Start-ups with vague ideas and no philosophy to fulfil a market demand are drone to failure. Studies show that 42% of start-ups fail because they do not tend to answer market demand. Many start-up entrepreneurs work on the technical aspect of their business while neglecting the most crucial factor to succeed: the actual demands of the market.
It is crucial to understand market dynamics and trends in advance of launching a start-up since it provides an in-depth insight into the audience behaviour and the nature of available competitors. Start-up owners seem rather focused on what interests them instead of what needs the market has. Therefore they fail to profit, and in the end, they fail.
The next ignored issue is that start-up specialists are primarily specialists in the area they have worked in so far, and they lack the necessary managerial skills, which means how to manage the market and the team. They lack leadership qualities, which must be another critical factor that causes start-ups to fail. Poor decision-making comes next among factors that fail start-ups. This means many of them fail to balance their needs and prioritise them, which entraps the company’s vulnerability, and failure comes next. The snap, rapid, right, and wrong nature of making decisions all will hurt the success or failure of the business if not carefully examined and thought of, which will cause opportunities to slip away.

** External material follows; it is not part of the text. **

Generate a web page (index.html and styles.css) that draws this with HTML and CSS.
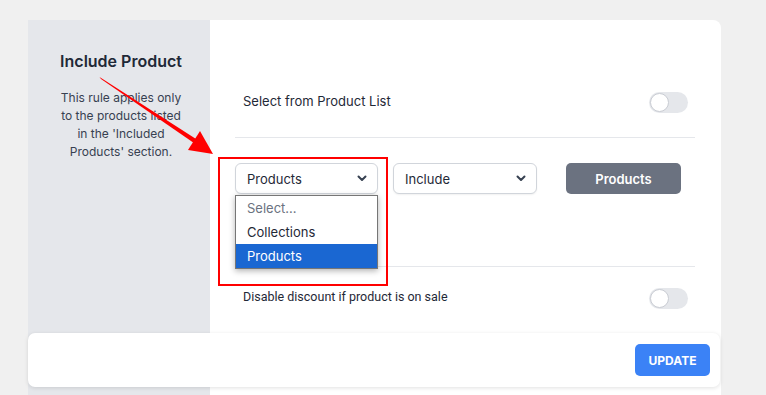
FILE: index.html
```html
<!DOCTYPE html>
<html lang="en">
<head>
    <meta charset="UTF-8">
    <meta name="viewport" content="width=device-width, initial-scale=1.0">
    <title>Include Product</title>
    <link rel="stylesheet" href="styles.css">
</head>
<body>
    <div class="page">
        <div class="rule-card">
            <aside class="rule-info">
                <h2 class="rule-title">Include Product</h2>
                <p class="rule-text">This rule applies only to the products listed in the 'Included Products' section.</p>
            </aside>

            <section class="rule-body">
                <div class="setting-row first">
                    <span class="setting-label">Select from Product List</span>
                    <span class="toggle"><span class="toggle-knob"></span></span>
                </div>

                <div class="filter-row">
                    <div class="select-wrap">
                        <div class="select">
                            <span>Products</span>
                            <svg class="chevron" width="10" height="7" viewBox="0 0 10 7"><path d="M1.5 1.5 L5 5 L8.5 1.5" fill="none" stroke="#374151" stroke-width="2" stroke-linecap="round" stroke-linejoin="round"/></svg>
                        </div>
                        <!-- open native dropdown -->
                        <ul class="select-list">
                            <li class="placeholder">Select...</li>
                            <li>Collections</li>
                            <li class="active">Products</li>
                        </ul>
                    </div>
                    <div class="select select-mode">
                        <span>Include</span>
                        <svg class="chevron" width="10" height="7" viewBox="0 0 10 7"><path d="M1.5 1.5 L5 5 L8.5 1.5" fill="none" stroke="#374151" stroke-width="2" stroke-linecap="round" stroke-linejoin="round"/></svg>
                    </div>
                    <button class="btn-products">Products</button>
                </div>

                <div class="setting-row last">
                    <span class="setting-label narrow">Disable discount if product is on sale</span>
                    <span class="toggle"><span class="toggle-knob"></span></span>
                </div>
            </section>
        </div>

        <div class="save-bar">
            <button class="btn-update">UPDATE</button>
        </div>

        <!-- annotation overlay -->
        <div class="callout-box"></div>
        <svg class="callout-arrow" width="766" height="395" viewBox="0 0 766 395">
            <polygon points="99.5,77 101,79 199,146.5 201.5,142.5" fill="#ff0000"/>
            <polygon points="213,154 200,131 188,150" fill="#ff0000"/>
        </svg>
    </div>
</body>
</html>
```

FILE: styles.css
```css
body {
    margin: 0;
    background-color: #f0f0f0;
    font-family: Inter, "Noto Sans", sans-serif;
    color: #374151;
    overflow: hidden;
}

.page {
    position: relative;
    height: 395px;
    padding: 20px 45px 0 28px;
}

.rule-card {
    display: grid;
    grid-template-columns: 182px 1fr;
    min-height: 420px;
    background-color: #fff;
    border-radius: 0 8px 0 0;
}

.rule-info {
    background-color: #e5e7eb;
    padding: 31px 26px 0 30px;
    text-align: center;
}

.rule-title {
    margin: 0;
    font-size: 16px;
    font-weight: 600;
    line-height: 20px;
    color: #1f2937;
}

.rule-text {
    margin: 18px auto 0;
    font-size: 12px;
    line-height: 18px;
    color: #374151;
}

.rule-body {
    padding: 0 26px 0 25px;
}

.setting-row {
    display: flex;
    justify-content: space-between;
    align-items: flex-start;
    padding: 0 7px 0 8px;
    box-sizing: border-box;
}

.setting-row.first {
    margin-top: 52px;
    height: 66px;
    padding-top: 20px;
    border-bottom: 1px solid #e5e7eb;
}

.setting-row.last {
    height: 80px;
    padding-top: 21px;
}

.setting-label {
    font-size: 13px;
    line-height: 18px;
    color: #1f2937;
}

.setting-label.narrow {
    font-family: Roboto, "Noto Sans", sans-serif;
    font-size: 12.5px;
}

.toggle {
    position: relative;
    width: 39px;
    height: 21px;
    border-radius: 11px;
    background-color: #e5e7eb;
}

.toggle-knob {
    position: absolute;
    left: 1px;
    top: 1px;
    width: 17px;
    height: 17px;
    border-radius: 50%;
    background-color: #fff;
    border: 1px solid #c9ccd3;
}

.filter-row {
    display: flex;
    align-items: flex-start;
    height: 129px;
    padding-top: 25px;
    box-sizing: border-box;
    border-bottom: 1px solid #e5e7eb;
}

.select-wrap {
    position: relative;
}

.select {
    display: flex;
    justify-content: space-between;
    align-items: center;
    width: 143px;
    height: 31px;
    box-sizing: border-box;
    padding: 0 10px 0 11px;
    border: 1px solid #d1d5db;
    border-radius: 6px;
    background-color: #fff;
    font-size: 13px;
    color: #1f2937;
    box-shadow: 0 1px 2px rgba(0, 0, 0, 0.06);
}

.select-mode {
    margin-left: 15px;
    width: 144px;
}

.select-list {
    position: absolute;
    left: 0;
    top: 32px;
    z-index: 2;
    width: 143px;
    box-sizing: border-box;
    margin: 0;
    padding: 0;
    list-style: none;
    background-color: #fff;
    border: 1px solid #767676;
    box-shadow: 0 2px 6px rgba(0, 0, 0, 0.3);
}

.select-list li {
    height: 24px;
    line-height: 24px;
    padding-left: 11px;
    font-size: 13px;
    color: #1f2937;
}

.select-list .placeholder {
    color: #6b7280;
}

.select-list .active {
    background-color: #1a67d2;
    color: #fff;
}

.btn-products {
    margin-left: 29px;
    width: 115px;
    height: 31px;
    border: none;
    border-radius: 5px;
    background-color: #6b7280;
    color: #fff;
    font-family: inherit;
    font-size: 13px;
    font-weight: 600;
}

.save-bar {
    position: absolute;
    left: 28px;
    top: 333px;
    width: 692px;
    height: 54px;
    box-sizing: border-box;
    display: flex;
    justify-content: flex-end;
    align-items: center;
    padding-right: 10px;
    background-color: #fff;
    border-radius: 7px;
    box-shadow: 0 1px 4px rgba(0, 0, 0, 0.12);
    z-index: 3;
}

.btn-update {
    width: 75px;
    height: 32px;
    border: none;
    border-radius: 5px;
    background-color: #3b82f6;
    color: #fff;
    font-family: inherit;
    font-size: 12px;
    font-weight: 700;
}

.callout-box {
    position: absolute;
    left: 218px;
    top: 157px;
    width: 166px;
    height: 125px;
    border: 2px solid #ff0000;
    z-index: 4;
}

.callout-arrow {
    position: absolute;
    left: 0;
    top: 0;
    z-index: 4;
}
```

The final failure reason for start-ups to be considered here is the lack of necessary capital. As the outcome of a start-up is to earn a substantial profit, raising capital is one of the most gruelling yet problematic issues for many businesses at large. Entrepreneurs do not start a business to fail; however, sketchy access to working capital and other financing options is a principal contributor to a business’s lack of success and ultimate failure. The fact is that a lack of enough working capital emerges from a low credit source and lacking strategies to borrow from traditional financing sources. At the same time, many would argue that operational issues affecting cash that comes in and out of business also matter.
Overall, in all businesses, be it a start-up or a conventional run business, if employers fail to plan, then they will plan to fail. Learning from a business’s mistakes, considering the market demands, and prioritising what efficient teams will do are the keys to stopping a start-up from future failures.